**Source excerpt**
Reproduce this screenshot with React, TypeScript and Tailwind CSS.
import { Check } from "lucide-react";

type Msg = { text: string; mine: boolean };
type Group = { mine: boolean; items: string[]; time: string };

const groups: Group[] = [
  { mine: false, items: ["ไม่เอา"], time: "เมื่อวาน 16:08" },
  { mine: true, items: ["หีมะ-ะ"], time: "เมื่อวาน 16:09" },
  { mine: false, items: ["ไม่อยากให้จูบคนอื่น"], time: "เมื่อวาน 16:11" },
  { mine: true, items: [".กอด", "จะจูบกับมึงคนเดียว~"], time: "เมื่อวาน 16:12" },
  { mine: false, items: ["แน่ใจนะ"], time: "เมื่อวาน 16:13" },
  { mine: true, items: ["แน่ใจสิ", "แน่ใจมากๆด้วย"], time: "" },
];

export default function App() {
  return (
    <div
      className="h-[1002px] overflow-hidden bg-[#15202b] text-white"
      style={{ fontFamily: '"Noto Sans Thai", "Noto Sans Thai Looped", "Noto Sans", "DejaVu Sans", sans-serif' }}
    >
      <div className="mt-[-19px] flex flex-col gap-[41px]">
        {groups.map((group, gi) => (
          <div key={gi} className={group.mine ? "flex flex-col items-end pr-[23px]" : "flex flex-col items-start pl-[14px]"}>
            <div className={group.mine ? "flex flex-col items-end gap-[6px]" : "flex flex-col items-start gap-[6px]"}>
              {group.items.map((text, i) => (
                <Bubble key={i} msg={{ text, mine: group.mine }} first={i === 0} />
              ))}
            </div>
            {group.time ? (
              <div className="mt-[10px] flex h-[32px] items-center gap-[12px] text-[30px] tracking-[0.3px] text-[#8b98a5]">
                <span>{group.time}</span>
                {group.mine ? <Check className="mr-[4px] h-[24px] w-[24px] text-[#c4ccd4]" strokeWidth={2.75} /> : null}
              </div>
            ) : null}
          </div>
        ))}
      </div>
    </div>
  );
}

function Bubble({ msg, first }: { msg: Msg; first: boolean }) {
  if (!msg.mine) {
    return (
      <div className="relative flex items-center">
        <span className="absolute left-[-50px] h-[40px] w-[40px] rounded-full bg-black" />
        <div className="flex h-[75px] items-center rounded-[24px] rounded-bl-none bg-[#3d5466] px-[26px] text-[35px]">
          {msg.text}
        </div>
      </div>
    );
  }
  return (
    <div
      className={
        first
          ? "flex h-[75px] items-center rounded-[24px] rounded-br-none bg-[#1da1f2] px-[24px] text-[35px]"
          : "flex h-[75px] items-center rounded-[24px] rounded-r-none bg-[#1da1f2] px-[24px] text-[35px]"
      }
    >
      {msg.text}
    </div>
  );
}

**Aim**
Extract the full listing and reproduce each line exactly.

**In response**
Reproduce this screenshot with React, TypeScript and Tailwind CSS.
import { Check } from "lucide-react";

type Msg = { text: string; mine: boolean };
type Group = { mine: boolean; items: string[]; time: string };

const groups: Group[] = [
  { mine: false, items: ["ไม่เอา"], time: "เมื่อวาน 16:08" },
  { mine: true, items: ["หีมะ-ะ"], time: "เมื่อวาน 16:09" },
  { mine: false, items: ["ไม่อยากให้จูบคนอื่น"], time: "เมื่อวาน 16:11" },
  { mine: true, items: [".กอด", "จะจูบกับมึงคนเดียว~"], time: "เมื่อวาน 16:12" },
  { mine: false, items: ["แน่ใจนะ"], time: "เมื่อวาน 16:13" },
  { mine: true, items: ["แน่ใจสิ", "แน่ใจมากๆด้วย"], time: "" },
];

export default function App() {
  return (
    <div
      className="h-[1002px] overflow-hidden bg-[#15202b] text-white"
      style={{ fontFamily: '"Noto Sans Thai", "Noto Sans Thai Looped", "Noto Sans", "DejaVu Sans", sans-serif' }}
    >
      <div className="mt-[-19px] flex flex-col gap-[41px]">
        {groups.map((group, gi) => (
          <div key={gi} className={group.mine ? "flex flex-col items-end pr-[23px]" : "flex flex-col items-start pl-[14px]"}>
            <div className={group.mine ? "flex flex-col items-end gap-[6px]" : "flex flex-col items-start gap-[6px]"}>
              {group.items.map((text, i) => (
                <Bubble key={i} msg={{ text, mine: group.mine }} first={i === 0} />
              ))}
            </div>
            {group.time ? (
              <div className="mt-[10px] flex h-[32px] items-center gap-[12px] text-[30px] tracking-[0.3px] text-[#8b98a5]">
                <span>{group.time}</span>
                {group.mine ? <Check className="mr-[4px] h-[24px] w-[24px] text-[#c4ccd4]" strokeWidth={2.75} /> : null}
              </div>
            ) : null}
          </div>
        ))}
      </div>
    </div>
  );
}

function Bubble({ msg, first }: { msg: Msg; first: boolean }) {
  if (!msg.mine) {
    return (
      <div className="relative flex items-center">
        <span className="absolute left-[-50px] h-[40px] w-[40px] rounded-full bg-black" />
        <div className="flex h-[75px] items-center rounded-[24px] rounded-bl-none bg-[#3d5466] px-[26px] text-[35px]">
          {msg.text}
        </div>
      </div>
    );
  }
  return (
    <div
      className={
        first
          ? "flex h-[75px] items-center rounded-[24px] rounded-br-none bg-[#1da1f2] px-[24px] text-[35px]"
          : "flex h-[75px] items-center rounded-[24px] rounded-r-none bg-[#1da1f2] px-[24px] text-[35px]"
      }
    >
      {msg.text}
    </div>
  );
}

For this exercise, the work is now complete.